Step 1. Preview the chapter.
Previewing the chapter is like looking over a road map prior to traveling. By previewing you will be able to identify how long it will take, how difficult or easy it will be to read, at what point you will want to take a break, as well as what you should expect to learn. Previewing is accomplished through the following activities.
- Read the titles, heading and subheadings. What do these mean and how are they presented?
- Read the introductions. What is expected to be covered? What is the purpose of each section?
- Read through the summary. What are the main points of the chapter?
- Note any graphs, charts, and/or pictures. What do these mean? How are they being used?
- Note any important and/or unfamiliar terms or concepts. What needs to be known about these terms or concepts?
Step 2. Identify your questions.
After previewing the chapter what questions do you have?
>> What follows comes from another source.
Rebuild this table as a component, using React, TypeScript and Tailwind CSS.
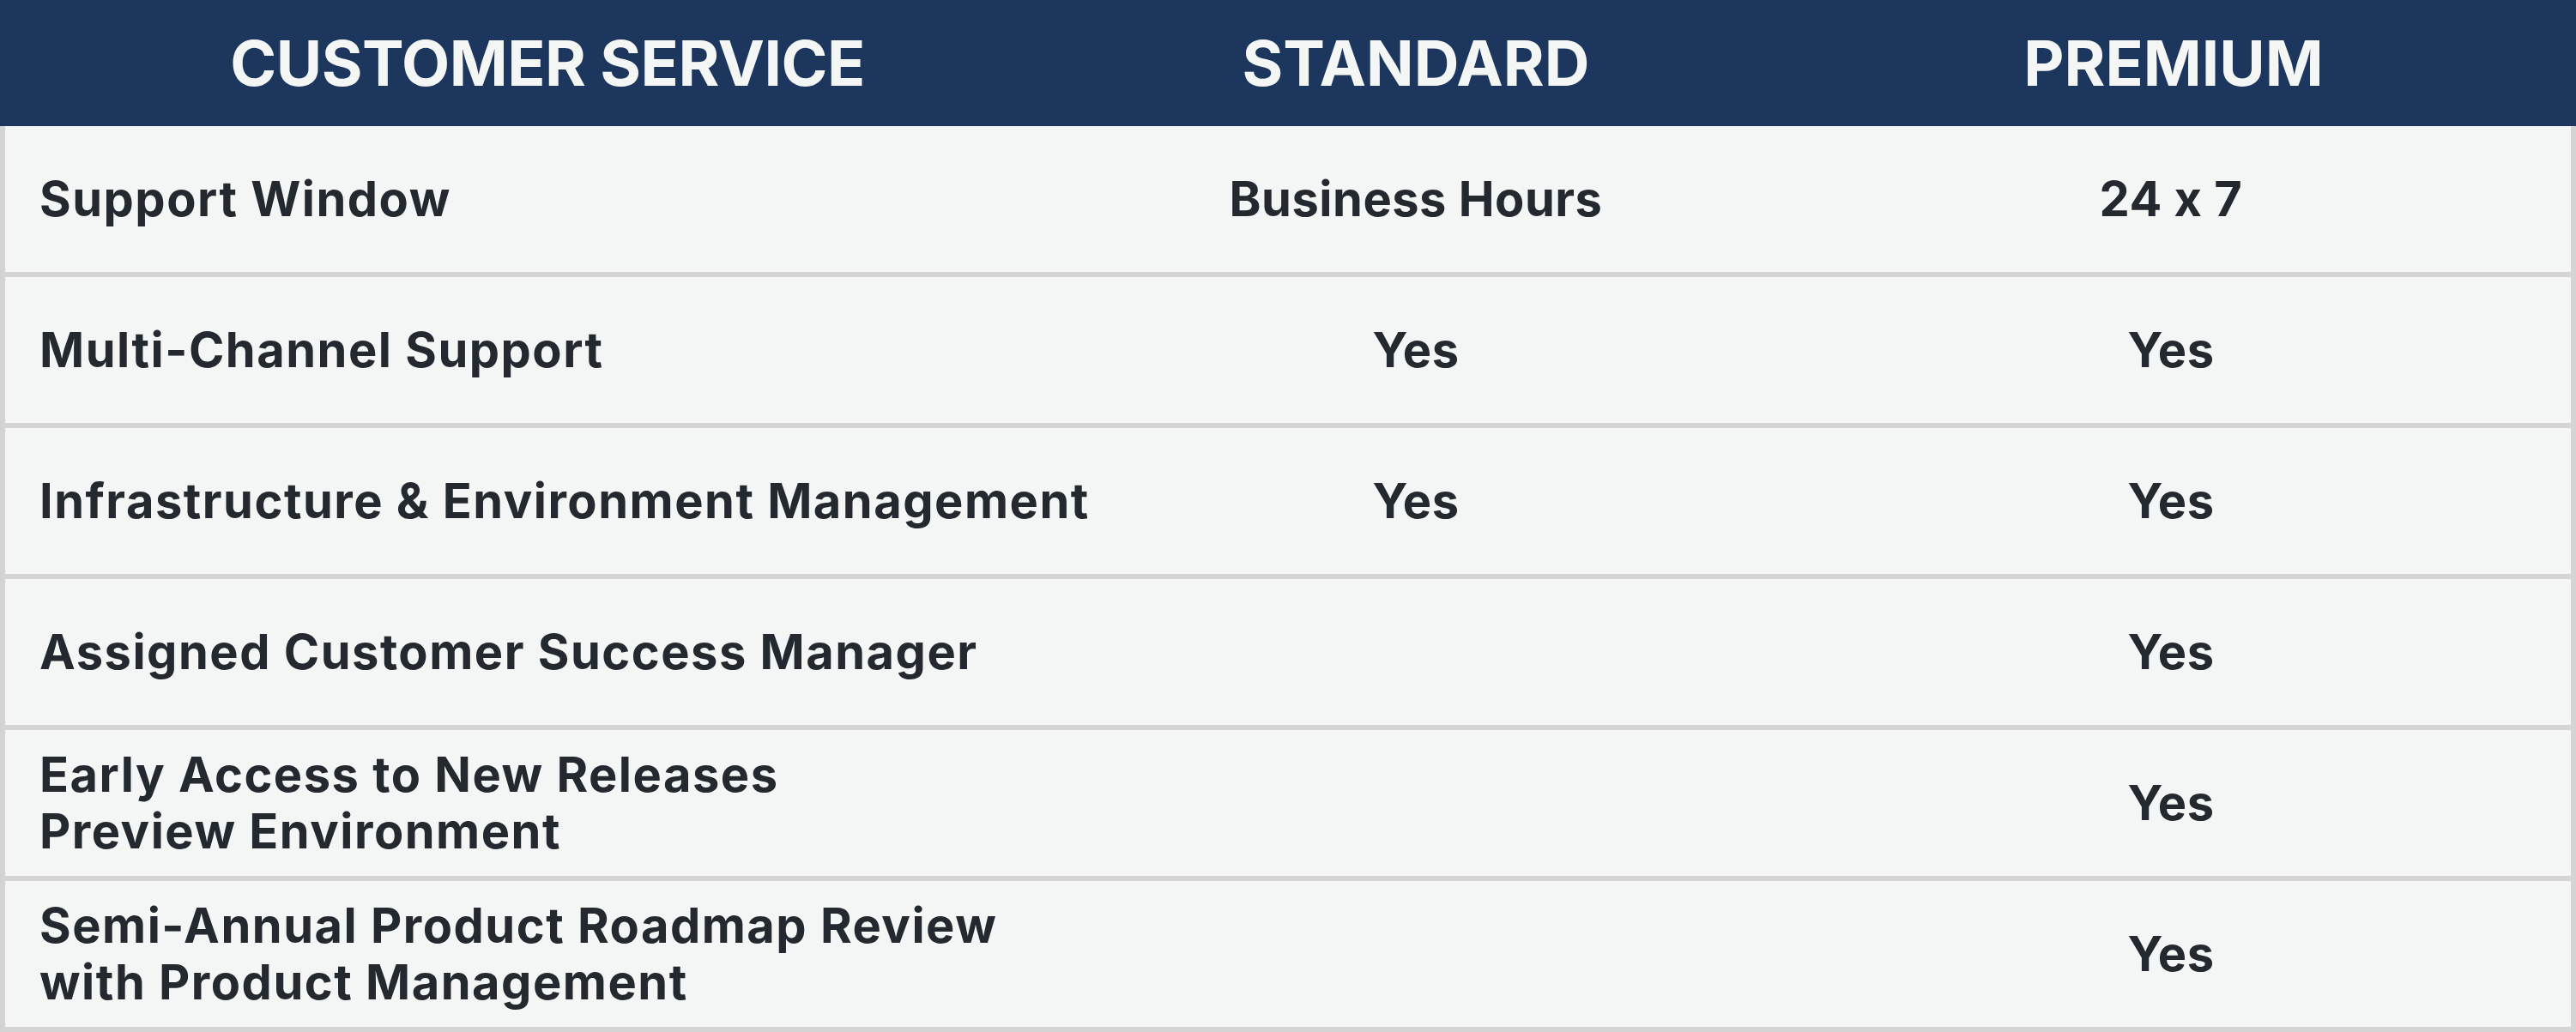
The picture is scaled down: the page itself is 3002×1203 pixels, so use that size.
const ROWS: { label: string[]; standard?: string; premium: string }[] = [
  { label: ['Support Window'], standard: 'Business Hours', premium: '24 x 7' },
  { label: ['Multi-Channel Support'], standard: 'Yes', premium: 'Yes' },
  { label: ['Infrastructure & Environment Management'], standard: 'Yes', premium: 'Yes' },
  { label: ['Assigned Customer Success Manager'], premium: 'Yes' },
  { label: ['Early Access to New Releases', 'Preview Environment'], premium: 'Yes' },
  { label: ['Semi-Annual Product Roadmap Review', 'with Product Management'], premium: 'Yes' },
];

export default function App() {
  return (
    <div className="w-[3002px] h-[1203px] bg-[#d4d4d4] font-['Inter',sans-serif] text-[#23292f] [font-feature-settings:'calt'_0]">
      <div className="flex h-[147px] items-center bg-[#1c365e] text-[#f4f6f5] text-[73px] font-bold">
        <div className="w-[1276px] text-center tracking-[-0.5px]">CUSTOMER SERVICE</div>
        <div className="w-[748px] text-center">STANDARD</div>
        <div className="flex-1 pl-[40px] text-center">PREMIUM</div>
      </div>
      {ROWS.map((row) => (
        <div
          key={row.label[0]}
          className="flex h-[176px] items-center border-x-[6px] border-b-[6px] border-[#d4d4d4] bg-[#f4f6f5] text-[56px] font-bold leading-[66px] tracking-[1.5px]"
        >
          <div className="w-[1270px] pl-[40px]">
            {row.label.map((line) => (
              <div key={line}>{line}</div>
            ))}
          </div>
          <div className="w-[748px] text-center tracking-[0.5px]">{row.standard ?? ''}</div>
          <div className="flex-1 pl-[40px] text-center tracking-[0.5px]">{row.premium}</div>
        </div>
      ))}
    </div>
  );
}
Make sure they are more meaningful than just yes or no questions. Turn the titles, headings and subheading in to what, when, why, who, and how questions.Your questions need to be more meaningful than simple yes or no questions. Your instructor may have provided you with questions as well.WRITE YOUR QUESTION DOWN!Chances are you will forget them as you begin to read. Also continue asking and writing down question while you read.
Step 3. Reading.
The goal of reading is to gather the information necessary to answer your questions and understand the course material. Read one section at a time. Use markers (sticky tabs, check marks, highlighters, etc) and write your own notes in the margins to identify important points. Schedule reading breaks after completing a section or after reading for some amount of time in order to keep you from reader’s fatigue.
Step 4. Repeat and reread.
Don’t expect to know it because you read it once. Just as reading was all about gathering the information, repeating and rereading is about understanding and remembering the information. After reading a section close your book, pretend a little troll is standing at your side pulling at your arm, asking “What’d it say? What’d it say??” If you can answer the little troll, you got it!
If you have blanks in your response to the troll, you need to reread the section for better understanding. Write down your understanding of the information you read in your own words. Go back and reread the section to make sure your understanding is correct. If there are any questions after repeating and rereading, these would be good to bring to class.